Tom became thoughtful again. “Dad has his hunting rifles in that locked cabinet in the den. Wish it didn’t have a glass front because he’ll notice if they’re gone, not to mention he’ll hold the team meeting there. The house is probably crawling with Feds. Difficult to get anything out of the house.”
“I can get weapons. I know the code to the security building.” Junior said that matter-of-factly, but he noticed Tom’s eyes go wide.
“Dad never gave that code to any of us. Said we didn’t belong in there.”
“Mine trusts me—and he’s ready to defend Lorena Ranch from the Zombie Apocalypse if necessary.” After this, would Knox Polk, Sr. ever trust his son again? Hard to say. His dad didn’t think the way most men did, which made him good at his security job and prepared for anything.
“Good then. Junior gets the weapons. Connor, can you put together a medical kit in case we need it?”
“We’ll stop at my mother’s clinic on our way out of town. I can get what I need there.”
“And I do nothing,” Alix grumbled.
“You can provision the boat, make up a hot dish, bake us a cake to take along.”
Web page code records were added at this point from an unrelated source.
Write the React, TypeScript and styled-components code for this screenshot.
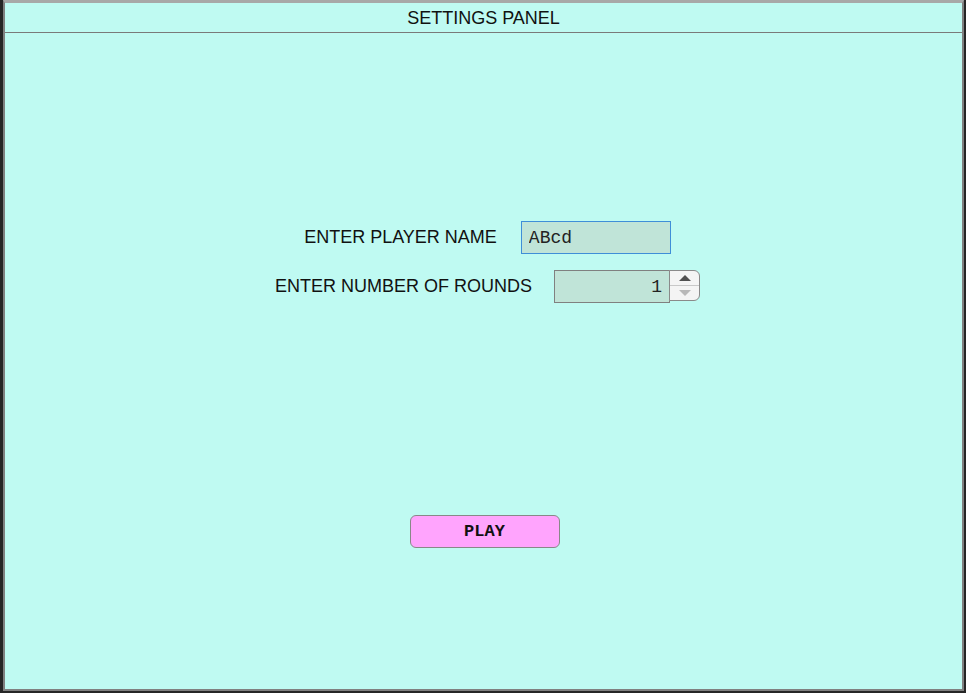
import React from "react";
import styled, { createGlobalStyle } from "styled-components";

const Global = createGlobalStyle`
  html, body { margin: 0; padding: 0; background: #262626; }
  body { font-family: "Liberation Sans", Arial, sans-serif; }
  #root { height: 693px; }
`;

const Backdrop = styled.div`
  box-sizing: border-box;
  height: 693px;
  padding: 0 2px 2px 3px;
  display: flex;
  background: #262626;
`;

const Panel = styled.div`
  flex: 1;
  display: flex;
  flex-direction: column;
  background: #bffaf2;
  border: 2px solid #808080;
  border-top: 3px solid #a8a8a8;
`;

const Header = styled.div`
  height: 30px;
  box-sizing: border-box;
  border-bottom: 1px solid #7a7a7a;
  display: flex;
  align-items: center;
  justify-content: center;
  font-size: 18px;
  color: #111;
  padding-top: 1px;
`;

const Body = styled.div`
  flex: 1;
  display: flex;
  flex-direction: column;
  align-items: center;
  padding-top: 188px;
  padding-left: 8px;
`;

const Row = styled.div<{ $mb: number }>`
  display: flex;
  align-items: center;
  margin-bottom: ${(p) => p.$mb}px;
`;

const Label = styled.label<{ $gap: number }>`
  font-size: 18px;
  color: #111;
  margin-right: ${(p) => p.$gap}px;
`;

const TextField = styled.input`
  box-sizing: border-box;
  width: 150px;
  height: 33px;
  background: #c0e4d8;
  border: 1px solid #3f8ed8;
  outline: none;
  padding: 0 7px;
  font-family: "Liberation Mono", "Courier New", monospace;
  font-size: 18px;
  color: #222;
`;

const NumberWrap = styled.div`
  display: flex;
  height: 33px;
`;

const NumberField = styled.input`
  box-sizing: border-box;
  width: 116px;
  height: 33px;
  background: #c0e4d8;
  border: 1px solid #808080;
  outline: none;
  padding: 0 7px;
  text-align: right;
  font-family: "Liberation Mono", "Courier New", monospace;
  font-size: 18px;
  color: #222;
  appearance: textfield;
  &::-webkit-inner-spin-button,
  &::-webkit-outer-spin-button { -webkit-appearance: none; margin: 0; }
`;

const Spinner = styled.div`
  box-sizing: border-box;
  width: 31px;
  height: 31px;
  margin-left: -1px;
  border: 1px solid #8a8a8a;
  border-radius: 0 6px 6px 0;
  background: #f4f4f4;
  display: flex;
  flex-direction: column;
`;

const SpinBtn = styled.div<{ $dim?: boolean }>`
  flex: 1;
  display: flex;
  align-items: center;
  justify-content: center;
  & + & { border-top: 1px solid #c8c8c8; }
  &::after {
    content: "";
    width: 0;
    height: 0;
    border-left: 6px solid transparent;
    border-right: 6px solid transparent;
    ${(p) =>
      p.$dim
        ? "border-top: 6px solid #b8b8b8;"
        : "border-bottom: 6px solid #505050;"}
  }
`;

const PlayButton = styled.button`
  margin-top: 212px;
  margin-left: -6px;
  box-sizing: border-box;
  width: 150px;
  height: 33px;
  background: #ffa4fd;
  border: 1px solid #888;
  border-radius: 6px;
  font-family: "Liberation Mono", "Courier New", monospace;
  font-weight: bold;
  font-size: 17px;
  color: #111;
  cursor: pointer;
`;

export default function App() {
  return (
    <>
      <Global />
      <Backdrop>
        <Panel>
          <Header>SETTINGS PANEL</Header>
          <Body>
            <Row $mb={16}>
              <Label $gap={24}>ENTER PLAYER NAME</Label>
              <TextField defaultValue="ABcd" />
            </Row>
            <Row $mb={0}>
              <Label $gap={22}>ENTER NUMBER OF ROUNDS</Label>
              <NumberWrap>
                <NumberField type="number" defaultValue={1} />
                <Spinner>
                  <SpinBtn />
                  <SpinBtn $dim />
                </Spinner>
              </NumberWrap>
            </Row>
            <PlayButton>PLAY</PlayButton>
          </Body>
        </Panel>
      </Backdrop>
    </>
  );
}
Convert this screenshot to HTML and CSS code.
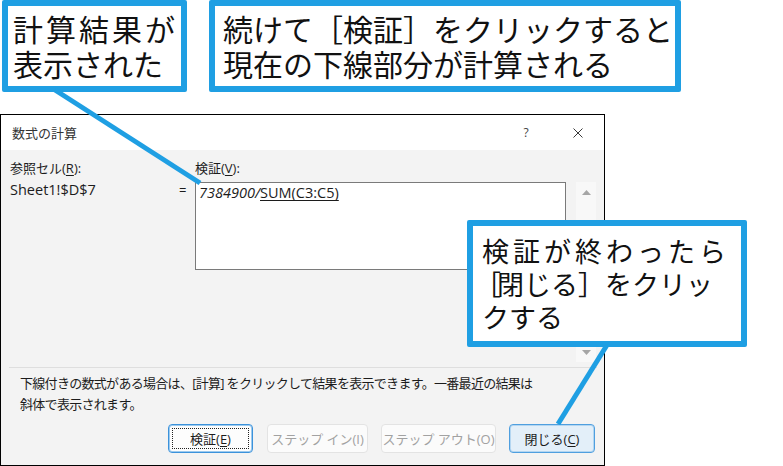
FILE: index.html
```html
<!DOCTYPE html>
<html lang="ja">
<head>
<meta charset="utf-8">
<title>数式の計算</title>
<link rel="stylesheet" href="styles.css">
</head>
<body>
<div class="page">
  <div class="callouts">
    <div class="callout c1"><span class="sp3">計算結果が</span><br>表示された</div>
    <div class="callout c2">続けて［検証］をクリックすると<br>現在の下線部分が計算される</div>
  </div>

  <div class="dialog">
    <div class="titlebar">
      <span class="title">数式の計算</span>
      <span class="help">?</span>
      <svg class="close" width="10" height="10" viewBox="0 0 10 10"><path d="M0.5 0.5 L9.5 9.5 M9.5 0.5 L0.5 9.5" stroke="#3a3a3a" stroke-width="1" fill="none"/></svg>
    </div>
    <div class="body">
      <div class="main">
        <div class="refcol">
          <div class="label">参照セル(<u>R</u>):</div>
          <div class="ref">Sheet1!$D$7</div>
        </div>
        <div class="eq">=</div>
        <div class="evalcol">
          <div class="label">検証(<u>V</u>):</div>
          <div class="evalbox"><span class="res">7384900/</span><span class="pend">SUM(C3:C5)</span></div>
        </div>
        <div class="scroll">
          <svg width="9" height="5" viewBox="0 0 9 5"><path d="M4.5 0 L9 5 L0 5 Z" fill="#a6a6a6"/></svg>
          <svg width="9" height="5" viewBox="0 0 9 5"><path d="M0 0 L9 0 L4.5 5 Z" fill="#a6a6a6"/></svg>
        </div>
      </div>
      <div class="sep"></div>
      <p class="note">下線付きの数式がある場合は、[計算] をクリックして結果を表示できます。一番最近の結果は<br>斜体で表示されます。</p>
      <div class="buttons">
        <button class="btn default w1"><span class="focus">検証(<u>E</u>)</span></button>
        <button class="btn disabled w2">ステップ イン(I)</button>
        <button class="btn disabled w3">ステップ アウト(O)</button>
        <button class="btn primary w4">閉じる(<u>C</u>)</button>
      </div>
    </div>
  </div>

  <svg class="leaders" width="783" height="466" viewBox="0 0 783 466">
    <line x1="55" y1="90" x2="200" y2="183" stroke="#1f9fe3" stroke-width="5"/>
    <line x1="607" y1="345" x2="558" y2="424" stroke="#1f9fe3" stroke-width="5"/>
  </svg>

  <div class="callout c3"><span class="sp4">検証が終わったら</span><br><span class="lead">［</span>閉じる］をクリッ<br>クする</div>
</div>
</body>
</html>
```

FILE: styles.css
```css
html, body {
  margin: 0;
  padding: 0;
  background: #ffffff;
}

body {
  font-family: "Open Sans", "Noto Sans CJK JP", sans-serif;
  color: #1c1c1c;
}

.page {
  position: relative;
  width: 783px;
  height: 466px;
  overflow: hidden;
}

/* ---------- callouts ---------- */
.callouts {
  display: flex;
  gap: 22px;
  padding-left: 2px;
  height: 92px;
}

.callout {
  box-sizing: border-box;
  border: 6px solid #1f9fe3;
  border-radius: 2px;
  background: #ffffff;
  font-family: "Noto Sans CJK JP", sans-serif;
  color: #111111;
  white-space: nowrap;
}

.c1 {
  width: 185px;
  height: 92px;
  padding: 5px 0 5px 5px;
  font-size: 30px;
  line-height: 35px;
}

.c2 {
  width: 472px;
  height: 92px;
  padding: 5px 0 5px 8px;
  font-size: 30px;
  line-height: 35px;
}

.sp3 {
  letter-spacing: 3px;
}

.c3 {
  position: absolute;
  left: 467px;
  top: 220px;
  width: 280px;
  height: 127px;
  padding: 8px 0 8px 9px;
  font-size: 27px;
  line-height: 33px;
}

.sp4 {
  letter-spacing: 4px;
}

.lead {
  margin-left: -8px;
  letter-spacing: -4px;
}

.leaders {
  position: absolute;
  left: 0;
  top: 0;
  pointer-events: none;
}

/* ---------- dialog ---------- */
.dialog {
  box-sizing: border-box;
  margin-top: 22px;
  width: 605px;
  height: 352px;
  border: 1px solid #000000;
  background: #f3f3f3;
  font-size: 13px;
}

.titlebar {
  display: flex;
  align-items: center;
  height: 35px;
  background: #ffffff;
  padding-left: 11px;
}

.title {
  flex: 1;
  color: #333333;
  font-size: 13px;
}

.help {
  width: 8px;
  text-align: center;
  font-size: 12px;
  color: #444444;
}

.close {
  margin-left: 43px;
  margin-right: 21px;
}

.body {
  padding-top: 9px;
}

.main {
  display: flex;
  padding-left: 9px;
  height: 203px;
}

.label {
  height: 18px;
  line-height: 18px;
}

.label u,
.btn u {
  text-underline-offset: 2px;
}

.refcol {
  width: 168px;
}

.ref {
  margin-top: 4px;
  height: 18px;
  line-height: 18px;
  font-size: 14.5px;
}

.eq {
  width: 17px;
  padding-top: 22px;
  line-height: 18px;
  padding-left: 1px;
  box-sizing: border-box;
}

.evalcol {
  width: 371px;
}

.evalbox {
  box-sizing: border-box;
  margin-top: 5px;
  height: 88px;
  border: 1px solid #7a7a7a;
  background: #ffffff;
  padding: 1px 0 0 3px;
  line-height: 18px;
  font-size: 14.5px;
}

.res {
  font-style: italic;
}

.pend {
  text-decoration: underline;
  text-underline-offset: 2px;
}

.scroll {
  box-sizing: border-box;
  margin-left: 10px;
  margin-top: 23px;
  width: 20px;
  height: 180px;
  background: #f8f8f8;
  display: flex;
  flex-direction: column;
  justify-content: space-between;
  align-items: center;
  padding: 8px 0 7px;
}

.sep {
  height: 1px;
  margin: 5px 7px 0 8px;
  background: #dedede;
}

.note {
  margin: 5px 0 0 19px;
  line-height: 21px;
  font-size: 13px;
  letter-spacing: -0.7px;
  white-space: nowrap;
  color: #1c1c1c;
}

.buttons {
  display: flex;
  justify-content: flex-end;
  gap: 13px;
  margin-top: 9px;
  padding-right: 9px;
}

.btn {
  box-sizing: border-box;
  height: 29px;
  border: 1px solid #d6d6d6;
  border-radius: 4px;
  background: #fdfdfd;
  font-family: inherit;
  font-size: 13px;
  color: #1c1c1c;
  display: flex;
  align-items: center;
  justify-content: center;
  padding: 0;
  margin: 0;
}

.w1 { width: 85px; margin-right: 1px; }
.w2 { width: 101px; }
.w3 { width: 115px; }
.w4 { width: 86px; }

.btn.default {
  border: 1px solid #3b92db;
  box-shadow: inset 0 0 0 1px #9dcaee;
  padding: 3px;
  align-items: stretch;
}

.focus {
  flex: 1;
  display: flex;
  align-items: center;
  justify-content: center;
  border: 1px dotted #222222;
}

.btn.disabled {
  color: #a2a2a2;
  border-color: #e3e3e3;
  background: #fbfbfb;
}

.btn.primary {
  background: #e3eff9;
  border: 1px solid #4f9fdf;
  box-shadow: inset 0 0 0 1px #b4d6f1;
}
```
This time, Alix slapped the back of Tom’s head. “Sometimes, I think you will never understand me! I can cook and kick ass.”
Tom rubbed the stinging spot on his scalp. “Hey, an army travels on its stomach. It’s an important job. If I should die, I hope it’s with a piece of your Bundt cake melting in my mouth—because that is heaven.”
Junior had to credit Tom with quick thinking after his blunder. Alix’s soft, “Oh” signaled an end to the debate. She seemed to absorb the fact that Tom might not survive the rescue of his sister this time even though it had been disguised by a joke. Junior stepped on the gas. The sooner they got to Lorena Ranch, the better.
Their group found the parking area by the house already crowded and spilling over into the open area by the barn. Junior could name the attendees by their vehicles: Dean and Stacy in her car with the safety seats in the back, the twins with the red Prius that belonged to one of them, Teddy’s van with the hand controls and wheelchair lift, the Rev’s black SUV with the gold cross on the back, and two anonymous black sedans. No sign of either of Mack’s SUV or his sports car. Lorena was in far off Australia. Had she gotten word yet? She’d be angry if left out. The rest of the Billodeaux offspring still lived at home, though Trinity would probably head out on his own at the end of the summer.